Commentary | Jobs and Unemployment

Trends in the Low-Wage Labor Market and Welfare Reform: The Constraints on Making Work Pay

One of the central goals of welfare reform is to move welfare recipients off the welfare rolls and into the labor market. Yet that segment of the labor market that is most accessible to former welfare recipients is presently characterized by low and falling wages and high and rising unemployment. The success of welfare reform–in particular, the viability of time limits–is in part predicated on the ability of labor markets to generate higher levels of employment at better wages, yet the trends we portray show this goal to be unrealistic in the current economic climate. The following tables and charts present the data that confirm this characterization.

Using data from the Current Population Survey (prepared by the Census Bureau for the Bureau of Labor Statistics), we track the wage and employment trends for young persons (age 16-35) with at most a high school education. We highlight the experience of women in these categories, since they are the most relevant group in the welfare reform debate.

Wage and Employment Trends of Young Women, High School Education or Less

Hourly wages declined steeply for all women between 1979 and 1989 ( Table 1). The most severe wage loss was for African-American women with less than a high school education, who saw their hourly wages fall by over 20 percent.

Most women have continued to lose ground since 1989. Of particular concern is the fact that, except for high school graduates age 26-35, each group experienced wage loss over the last year, 1992-93. Again, these declines have been most severe for African-American females.

Wage trends have generally been more negative for those women with less than 12 years of education. These women also have the lowest wage levels.

Those with the steepest wage declines have also had the highest levels of unemployment ( Table 2). African-American women age 26-35, for example, saw their unemployment rates rise over the full period. Drop-outs added over 8 points to their unemployment rates, so that by the end of the period over a quarter of this group was unemployed. High school graduates added 1.5 points, and also had high unemployment in 1993 (13.8 percent). This is the very same group of women that experienced the steepest wage declines in the sample. Younger members of the female workforce had even higher levels of unemployment in 1993, ranging from 9.4 percent for white high-school graduates to 41.8 percent for African-American drop-outs.

These trends portray a group of workers whose labor market status has deteriorated, despite the long period of economic growth over the 1980s and the recovery from the recent recession. Furthermore, there is clear evidence that the supply of workers in these categories already exceeds the demand for their services. In fact, these negative wage and employment trends have led to a decline in labor force participation among some of the groups described above. It is therefore almost a certainty that, absent significant policy shifts (e.g., raising the minimum wage, further increasing the Earned Income Tax Credit), the pursuit of a time limit strategy that forces more young women with at most a high school degree into the labor market will exacerbate these negative trends.
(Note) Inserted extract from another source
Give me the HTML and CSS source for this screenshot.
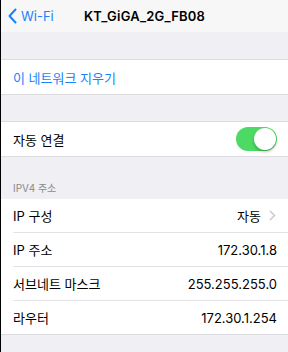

Wage and Employment Trends of Young Men, High School Education or Less

The wage and employment trends for young males are similar, but generally more negative than those for women. While male wages start from higher levels, their wage declines are steeper in every case than those for females ( Table 3). Unemployment has also risen more quickly for men than for women, and was particularly high in 1993 ( Table 4). The relevance of these trends in the context of the welfare reform debate is twofold. First, and most important, since men dominate the labor market, their trends provide vital information on the quality of overall employment. Second, to the extent that family formation presents a path off of welfare, negative trends for males make this form of exit less likely.

In every case, male hourly wages fell by more than one-fifth during the 1979-1993 period. The most current trends, however, are the most dramatic. For many groups, wages fell faster between 1989 and 1993 than over the 1979-1989 period. For example, the wages of African-American drop-outs fell 14.4 percent during the ten years between 1979 and 1989, and fell another 14.3 percent in the four year period 1989-1993. Older white high school graduates (age 26-35) lost ground at an annual rate of 1.6 percent over the 1980s; that rate accelerated to 1.9 percent between 1989 and 1993.

Increases in male unemployment are greater than those for females in almost every comparable category. Also, by 1993, male unemployment levels are about as high as those for females. Only white high school graduates age 26-35 have unemployment rates that are close to those for the full labor market in 1993.


For the “make work pay” component of welfare reform to be successful, the portion of the labor market accessible to young, non-college educated persons needs to be generating jobs that pay wages that at least keep pace with inflation. In fact, the above data portray a labor market characterized by weak demand and over-supply. Unless economic policies to ameliorate these trends are pursued, forcing welfare recipients into the labor market in this climate will further lower wages and increase unemployment.